If we ask those questions sometimes then meaning cannot be that important for we
can get along just fine and enjoy our lives the rest of the time...
What gives Sacks the right to say that it is only God is the answer? What about
people who believe in supernatural forces that bless them but not in the Jewish
Christian God? I suspect that those who say religion gives them meaning are
getting it from the idea of the supernatural, not specifically God as such. They
feel they can cuddle up to some magical force that is going to make things okay
for them one day.
The suffering person needs one thing: the strength to keep battling and facing the pain in order to open the door and get the chance to overcome it. The person needs the strength not a sense of meaning. The strong person fights on despite everything telling him to stop trying. The meaning religion tricks you into thinking you need has very little to do with helping you to cope. Not all of us will suffer hugely or for long. Religion plays on your assumption that you will be one of the very unlucky few!!
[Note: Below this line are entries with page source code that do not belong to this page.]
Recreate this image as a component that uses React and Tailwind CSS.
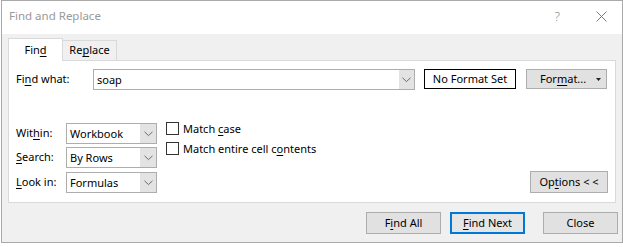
import React from "react";

const Chevron = () => (
  <svg width="9" height="6" viewBox="0 0 9 6" className="block">
    <path d="M0.5 0.8 L4.5 4.6 L8.5 0.8" fill="none" stroke="#6b6b6b" strokeWidth="1" />
  </svg>
);

const U = ({ children }) => (
  <span className="underline underline-offset-[2px] decoration-[1px]">{children}</span>
);

function Select({ value }) {
  return (
    <div className="flex h-[21px] w-[91px] border border-[#adadad] bg-white">
      <div className="flex-1 pl-[3px] leading-[19px]">{value}</div>
      <div className="flex w-[16px] items-center justify-center bg-[#e3e3e3]">
        <Chevron />
      </div>
    </div>
  );
}

function Btn({ children, w, primary }) {
  return (
    <div
      className={
        "flex h-[22px] items-center justify-center bg-[#e1e1e1] " +
        (primary ? "border-2 border-[#0078d7] bg-[#e5e5e5] " : "border border-[#adadad] ") +
        w
      }
    >
      {children}
    </div>
  );
}

function Check({ children }) {
  return (
    <div className="flex h-[13px] items-center">
      <div className="h-[13px] w-[13px] border border-[#333333] bg-white" />
      <div className="ml-[4px] leading-[13px]">{children}</div>
    </div>
  );
}

export default function App() {
  return (
    <div
      className="h-[247px] w-[623px] overflow-hidden bg-white text-[11px] text-black"
      style={{ fontFamily: '"Noto Sans", "Open Sans", sans-serif' }}
    >
      <div className="ml-[1px] flex h-[243px] w-[622px] flex-col border border-[#a9a9a9] bg-[#f0f0f0]">
        {/* Title bar */}
        <div className="flex h-[33px] items-center bg-white pb-[3px] pl-[7px]">
          <div className="text-[11.5px] text-[#999999] leading-none">Find and Replace</div>
          <div className="flex-1" />
          <div className="mr-[36px] text-[13px] font-light text-[#8a8a8a] leading-none">?</div>
          <svg width="11" height="11" viewBox="0 0 11 11" className="mr-[15px]">
            <path d="M0.5 0.5 L10.5 10.5 M10.5 0.5 L0.5 10.5" stroke="#7a7a7a" strokeWidth="1" />
          </svg>
        </div>

        {/* Body */}
        <div className="flex flex-1 flex-col pl-[6px] pt-[4px] pr-[4px]">
          {/* Tabs */}
          <div className="flex h-[22px] items-start">
            <div className="relative z-10 flex h-[23px] w-[55px] items-center justify-center border-l border-r border-t border-[#d9d9d9] bg-white">
              <span>
                Fin<U>d</U>
              </span>
            </div>
            <div className="mt-[2px] flex h-[20px] w-[54px] items-center justify-center border-r border-t border-[#d9d9d9] bg-[#f0f0f0]">
              <span>
                Re<U>p</U>lace
              </span>
            </div>
          </div>

          {/* Panel */}
          <div className="flex h-[143px] w-[608px] flex-col border border-[#d9d9d9] bg-white pl-[7px] pr-[7px] pt-[8px] pb-[9px]">
            {/* Find what row */}
            <div className="flex h-[21px] items-start">
              <div className="w-[77px] leading-[20px]">
                Fi<U>n</U>d what:
              </div>
              <div className="flex h-[21px] w-[322px] border border-[#adadad] bg-white">
                <div className="flex-1 pl-[3px] leading-[19px]">soap</div>
                <div className="flex w-[15px] items-center justify-center bg-[#e3e3e3]">
                  <Chevron />
                </div>
              </div>
              <div className="ml-[9px] flex h-[20px] w-[92px] items-center justify-center border border-black">
                No Format Set
              </div>
              <div className="ml-[10px] flex h-[20px] w-[81px] items-center border border-[#adadad] bg-[#e1e1e1]">
                <span className="ml-[13px]">
                  For<U>m</U>at...
                </span>
                <div className="flex-1" />
                <svg width="5" height="3" viewBox="0 0 5 3" className="mr-[5px]">
                  <path d="M0 0 L5 0 L2.5 3 Z" fill="#222222" />
                </svg>
              </div>
            </div>

            {/* Lower section */}
            <div className="mt-[32px] flex h-[71px] items-start">
              <div className="flex flex-col pt-[1px]">
                <div className="flex h-[21px] items-center">
                  <div className="w-[50px]">
                    Wit<U>h</U>in:
                  </div>
                  <Select value="Workbook" />
                </div>
                <div className="mt-[3px] flex h-[21px] items-center">
                  <div className="w-[50px]">
                    <U>S</U>earch:
                  </div>
                  <Select value="By Rows" />
                </div>
                <div className="mt-[4px] flex h-[21px] items-center">
                  <div className="w-[50px]">
                    <U>L</U>ook in:
                  </div>
                  <Select value="Formulas" />
                </div>
              </div>
              <div className="ml-[9px] flex flex-col gap-[7px]">
                <Check>
                  Match <U>c</U>ase
                </Check>
                <Check>
                  Match entire cell c<U>o</U>ntents
                </Check>
              </div>
              <div className="flex-1" />
              <div className="self-end">
                <Btn w="w-[78px]">
                  <span>
                    Op<U>t</U>ions &lt; &lt;
                  </span>
                </Btn>
              </div>
            </div>
          </div>

          {/* Bottom buttons */}
          <div className="mt-[9px] flex justify-end">
            <Btn w="w-[75px]">
              <span>
                F<U>i</U>nd All
              </span>
            </Btn>
            <div className="ml-[9px]">
              <Btn w="w-[75px]" primary>
                <span>
                  <U>F</U>ind Next
                </span>
              </Btn>
            </div>
            <div className="ml-[18px]">
              <Btn w="w-[75px]">
                <span>Close</span>
              </Btn>
            </div>
          </div>
        </div>
      </div>
    </div>
  );
}
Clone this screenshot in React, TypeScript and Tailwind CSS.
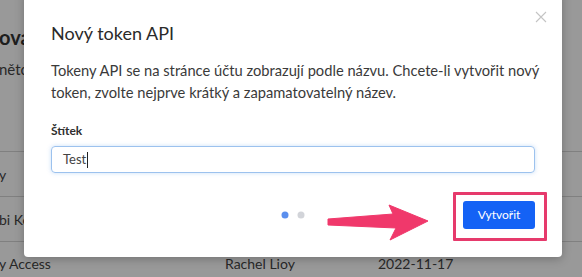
import React from "react";

export default function App() {
  return (
    <div
      className="relative w-[582px] h-[277px] overflow-hidden bg-white"
      style={{ fontFamily: "Lato, 'Noto Sans', sans-serif" }}
    >
      {/* background page */}
      <div className="ml-[-1px] flex flex-col text-[#444]">
        <div className="h-[24px]" />
        <div className="text-[20px] leading-[26px] font-bold text-[#333] whitespace-nowrap">ova</div>
        <div className="mt-[8px] text-[15px] leading-[22px] whitespace-nowrap">nětc</div>
        <div className="mt-[71px] border-t border-[#d5d5d5]" />
        <div className="grid grid-cols-[226px_153px_1fr] h-[45px] items-center text-[14px] border-b border-[#d5d5d5]">
          <span>y</span>
          <span></span>
          <span></span>
        </div>
        <div className="grid grid-cols-[226px_153px_1fr] h-[45px] items-center text-[14px] border-b border-[#d5d5d5]">
          <span className="whitespace-nowrap">bi Ke</span>
          <span></span>
          <span></span>
        </div>
        <div className="grid grid-cols-[226px_153px_1fr] h-[45px] items-center text-[14px] pb-[2px]">
          <span className="whitespace-nowrap">y Access</span>
          <span className="whitespace-nowrap">Rachel Lioy</span>
          <span className="whitespace-nowrap">2022-11-17</span>
        </div>
      </div>

      {/* overlay */}
      <div className="absolute inset-0 bg-black/40" />

      {/* modal */}
      <div className="absolute left-[24px] top-[-10px] w-[538px] h-[267px] bg-white rounded-[4px] shadow-[0_2px_10px_rgba(0,0,0,0.25)] px-[27px] pt-[29px]">
        <button className="absolute right-[15px] top-[21px] w-[12px] h-[12px] text-[#c4c4c4]">
          <svg viewBox="0 0 12 12" width="12" height="12" fill="none" stroke="currentColor" strokeWidth="1.1">
            <path d="M1 1 L11 11 M11 1 L1 11" />
          </svg>
        </button>
        <div className="text-[18px] leading-[28px] text-[#2a2a2a]">Nový token API</div>
        <p className="mt-[12px] mr-[-20px] text-[14.7px] leading-[22px] text-[#3a3a3a]">
          Tokeny API se na stránce účtu zobrazují podle názvu. Chcete-li vytvořit nový token, zvolte nejprve krátký a zapamatovatelný název.
        </p>
        <div className="mt-[19px] text-[12px] leading-[18px] font-bold text-[#2f2f2f]">Štítek</div>
        <div className="mt-[6px] h-[27px] rounded-[4px] border border-[#9cc2ee] shadow-[0_0_4px_rgba(100,160,230,0.35)] flex items-center pl-[11px] text-[13px] text-[#444]">
          <span>Test</span>
          <span className="ml-[1px] w-px h-[16px] bg-[#222]" />
        </div>
        <div className="relative mt-[28px] h-[28px] flex items-center justify-end">
          <div className="absolute left-1/2 top-1/2 -translate-x-1/2 -translate-y-1/2 flex gap-[9px] items-center">
            <span className="w-[7px] h-[7px] rounded-full bg-[#5b8fee]" />
            <span className="w-[7px] h-[7px] rounded-full bg-[#d2d4d9]" />
          </div>
          <button className="relative w-[72px] h-[28px] rounded-[3px] bg-[#1462f5] text-white text-[12px]">
            Vytvořit
            <span className="absolute left-[-10px] top-[-9px] w-[94px] h-[49px] border-[3px] border-[#e63a6c] rounded-[1px]" />
          </button>
        </div>
      </div>

      {/* arrow */}
      <svg className="absolute left-0 top-0" width="582" height="277" viewBox="0 0 582 277">
        <polygon
          points="328,219 393,214 389,205 428,221 390,240 396,228 328,225"
          fill="#f0386b"
          stroke="#f0386b"
          strokeLinejoin="round"
          strokeWidth="1"
        />
      </svg>
    </div>
  );
}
If the stone falls off a cliff and you see how pretty it is and take it home to put in your garden you will regard it as adding to the meaning of your life for the meaning sense comes from a lot of little things and the little things are really what give it importance. You will invest the falling of the rock with having a purpose. Do you necessarily think God made it fall? No - you can feel it has purpose without a clear belief in God or even thinking of a supernatural agent. We don't want to think things happen just because they do.
People talk about the meaning of life. By that phrase you would expect to mean being fully alive and feeling fully alive. As reason is a part of you and of life then reason has a role to play in allowing you to have meaning and giving you meaning. Without reason even a God is no good! If we were more rational and careful our lives would grow. If reason and so on says there is no God then we will get meaning by denying him. By caring about and following reason and evidence and thus ourselves we go on a path that might lead to God being abandoned as a superstition and a crutch. They are fundamentally non-religious tools.